I just searched Google.com for “early can openers” and found several pictures of can openers dating to 1858. And one of the latest inventions, the “Kitchen Mama,” also appears.

I’ve had two of these hand-held electric openers so far. I had some problems with the first model a couple years ago but like it so well that I gambled on the shortcomings being corrected—and was pleased to find they had been.

The point is that the Google search is a great place to learn about products of yesteryear as well as patented products.

The market

I’m reminded of the grocer who had the top shelves of his shop lined with boxes of salt. A customer, noticing the overabundance of salt, said to the grocer, “You must sell an awful lot of salt.”

The grocer replied, “No, I sell very little salt; but that wholesale fellow who comes in here … can he sell salt!”

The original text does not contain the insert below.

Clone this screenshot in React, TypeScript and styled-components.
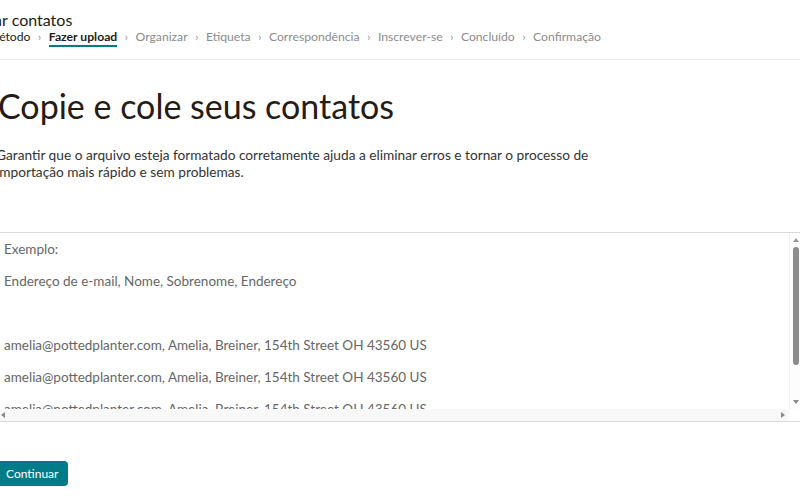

Remember, you don’t want to find a product that does what yours does lining the top shelves of stores that sell it. Excessive inventory is likely to be due to the stocking of several brands. Why would you want to compete? 

But if there is no stock of a product that does what yours does, that’s usually also bad news; it means there is no demand.

It may also mean that you are the originator of a product that has great potential demand that is awaiting your invention. Be careful if you believe that is the case, because you’ll have to sell your licensing prospect on the gamble that a market exists.

That means market research, either yours or your prospect’s. Ideally, you should accomplish the market research so that it is part of your sales pitch.

Consider: Google has an interesting account of 25 products that were launched and failed by several well-known companies. Among them: Google Glass; Amazon’s “Fire Phone”; Samsung’s tablet phone, and Apple’s U2 iPod. 

The Goldilocks goal

Creating is the easy part of successful inventing. In order to license your patent, however, you must be aware of your prospective licensee’s concerns about simplicity, cost to produce, broad patent protection and assurance that there is a “Goldilocks” market—not so big that it is already well covered, but not so small that it isn’t appealing.

I never told you that inventing was easy, did I?